Hello Everyone,
I am currently building a presence detection application using the nRF52840. I want to be able to detect both Android and Apple devices. Currently the application is working for Android by detecting BLE iBeacons and comparing the UUID to a known list.
However, since Apple devices do not support iBeacons and use random resolvable addresses a different approach was needed.

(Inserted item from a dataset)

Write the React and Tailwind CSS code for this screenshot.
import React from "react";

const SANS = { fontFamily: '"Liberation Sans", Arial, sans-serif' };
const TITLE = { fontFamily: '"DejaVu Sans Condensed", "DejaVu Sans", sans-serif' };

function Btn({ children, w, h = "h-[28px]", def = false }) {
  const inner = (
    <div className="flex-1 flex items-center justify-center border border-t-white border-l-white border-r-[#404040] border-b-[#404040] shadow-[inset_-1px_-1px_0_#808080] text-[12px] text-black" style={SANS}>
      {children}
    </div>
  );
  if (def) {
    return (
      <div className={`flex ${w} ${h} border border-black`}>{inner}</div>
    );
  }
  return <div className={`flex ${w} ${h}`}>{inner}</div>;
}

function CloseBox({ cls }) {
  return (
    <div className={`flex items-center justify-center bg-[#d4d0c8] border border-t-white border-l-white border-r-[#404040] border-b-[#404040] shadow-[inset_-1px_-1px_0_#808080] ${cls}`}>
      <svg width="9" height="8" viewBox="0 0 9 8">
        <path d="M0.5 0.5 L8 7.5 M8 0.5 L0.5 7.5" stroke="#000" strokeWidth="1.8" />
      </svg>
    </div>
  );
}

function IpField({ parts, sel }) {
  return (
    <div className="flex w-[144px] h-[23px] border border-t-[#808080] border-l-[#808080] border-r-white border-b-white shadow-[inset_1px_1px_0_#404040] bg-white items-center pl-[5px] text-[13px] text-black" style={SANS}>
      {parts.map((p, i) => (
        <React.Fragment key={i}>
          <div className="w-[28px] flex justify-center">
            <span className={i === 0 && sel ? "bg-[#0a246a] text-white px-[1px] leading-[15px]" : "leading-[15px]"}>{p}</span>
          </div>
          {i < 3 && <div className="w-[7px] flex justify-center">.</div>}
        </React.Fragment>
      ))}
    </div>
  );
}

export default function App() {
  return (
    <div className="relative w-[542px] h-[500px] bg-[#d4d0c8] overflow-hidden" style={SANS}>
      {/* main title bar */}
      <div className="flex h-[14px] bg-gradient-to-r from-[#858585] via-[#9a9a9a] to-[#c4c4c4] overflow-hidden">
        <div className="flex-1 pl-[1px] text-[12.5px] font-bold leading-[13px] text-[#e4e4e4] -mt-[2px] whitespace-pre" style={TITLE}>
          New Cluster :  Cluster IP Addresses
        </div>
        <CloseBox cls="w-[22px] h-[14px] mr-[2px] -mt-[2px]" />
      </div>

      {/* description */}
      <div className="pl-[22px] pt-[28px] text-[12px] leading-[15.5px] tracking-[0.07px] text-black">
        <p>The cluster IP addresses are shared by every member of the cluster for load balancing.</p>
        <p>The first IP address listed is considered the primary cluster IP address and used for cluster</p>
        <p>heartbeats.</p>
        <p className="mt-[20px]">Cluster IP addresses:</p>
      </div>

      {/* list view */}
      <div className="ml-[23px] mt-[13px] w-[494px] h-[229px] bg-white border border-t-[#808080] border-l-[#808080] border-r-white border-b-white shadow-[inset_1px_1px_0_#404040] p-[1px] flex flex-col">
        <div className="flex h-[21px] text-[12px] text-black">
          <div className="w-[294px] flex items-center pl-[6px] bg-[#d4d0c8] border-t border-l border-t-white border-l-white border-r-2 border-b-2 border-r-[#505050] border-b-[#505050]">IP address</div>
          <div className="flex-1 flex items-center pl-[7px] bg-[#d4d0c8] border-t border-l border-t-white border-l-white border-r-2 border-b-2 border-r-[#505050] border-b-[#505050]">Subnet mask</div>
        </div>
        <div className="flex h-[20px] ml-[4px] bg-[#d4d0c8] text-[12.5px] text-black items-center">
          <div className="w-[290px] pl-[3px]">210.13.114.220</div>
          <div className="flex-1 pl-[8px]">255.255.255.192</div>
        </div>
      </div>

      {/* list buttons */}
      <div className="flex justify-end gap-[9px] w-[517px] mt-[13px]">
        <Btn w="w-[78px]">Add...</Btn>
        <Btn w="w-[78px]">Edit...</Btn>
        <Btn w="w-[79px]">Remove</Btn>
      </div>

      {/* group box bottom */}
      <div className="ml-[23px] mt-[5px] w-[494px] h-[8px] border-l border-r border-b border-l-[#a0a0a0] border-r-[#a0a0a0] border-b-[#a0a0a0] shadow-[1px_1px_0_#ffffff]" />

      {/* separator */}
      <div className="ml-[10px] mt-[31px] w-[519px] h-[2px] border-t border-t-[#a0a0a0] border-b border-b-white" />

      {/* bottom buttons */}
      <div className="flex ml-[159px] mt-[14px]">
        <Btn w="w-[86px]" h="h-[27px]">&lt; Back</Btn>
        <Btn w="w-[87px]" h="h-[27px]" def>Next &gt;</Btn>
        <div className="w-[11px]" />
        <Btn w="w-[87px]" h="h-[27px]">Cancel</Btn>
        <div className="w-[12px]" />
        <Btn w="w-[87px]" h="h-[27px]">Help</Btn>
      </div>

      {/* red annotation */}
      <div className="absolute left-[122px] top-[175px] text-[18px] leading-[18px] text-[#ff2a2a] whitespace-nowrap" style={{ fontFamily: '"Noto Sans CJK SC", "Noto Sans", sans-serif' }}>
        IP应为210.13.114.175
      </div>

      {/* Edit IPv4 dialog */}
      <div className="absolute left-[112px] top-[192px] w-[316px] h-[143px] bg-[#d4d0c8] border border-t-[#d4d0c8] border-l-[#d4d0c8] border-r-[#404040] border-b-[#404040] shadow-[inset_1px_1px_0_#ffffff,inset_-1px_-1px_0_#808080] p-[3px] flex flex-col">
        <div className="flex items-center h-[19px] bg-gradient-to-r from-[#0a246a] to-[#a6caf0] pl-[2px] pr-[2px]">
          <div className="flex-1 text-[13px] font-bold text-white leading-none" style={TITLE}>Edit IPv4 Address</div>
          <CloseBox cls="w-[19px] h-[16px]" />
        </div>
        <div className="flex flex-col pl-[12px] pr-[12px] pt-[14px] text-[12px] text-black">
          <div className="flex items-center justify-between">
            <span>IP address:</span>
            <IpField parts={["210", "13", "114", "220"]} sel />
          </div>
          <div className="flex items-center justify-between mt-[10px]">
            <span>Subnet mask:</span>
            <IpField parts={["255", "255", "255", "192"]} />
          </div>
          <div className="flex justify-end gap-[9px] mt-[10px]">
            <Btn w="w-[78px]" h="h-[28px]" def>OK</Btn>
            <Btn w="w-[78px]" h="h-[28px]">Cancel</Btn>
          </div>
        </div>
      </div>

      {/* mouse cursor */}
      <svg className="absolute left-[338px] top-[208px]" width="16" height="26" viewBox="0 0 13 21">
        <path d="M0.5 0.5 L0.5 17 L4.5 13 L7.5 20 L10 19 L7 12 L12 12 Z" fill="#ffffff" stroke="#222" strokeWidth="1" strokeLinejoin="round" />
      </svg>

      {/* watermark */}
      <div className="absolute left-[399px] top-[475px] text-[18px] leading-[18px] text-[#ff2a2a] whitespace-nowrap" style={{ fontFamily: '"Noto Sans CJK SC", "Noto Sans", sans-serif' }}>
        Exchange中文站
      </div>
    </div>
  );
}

I have come up with the following solution:
If a packet with address type BT_ADDR_LE_RANDOM_ID or BT_ADDR_LE_RANDOM is found then i want to resolve the address using the Accelerated Address Resolver (AAR) peripheral.
I already obtained the requierd IRKs for this and they are stored in a uint8_t irk[16]. However when i run the AAR with one of addresses it never matches one of the IRKs, altough i'm sure that both the MAC address and the IRK match.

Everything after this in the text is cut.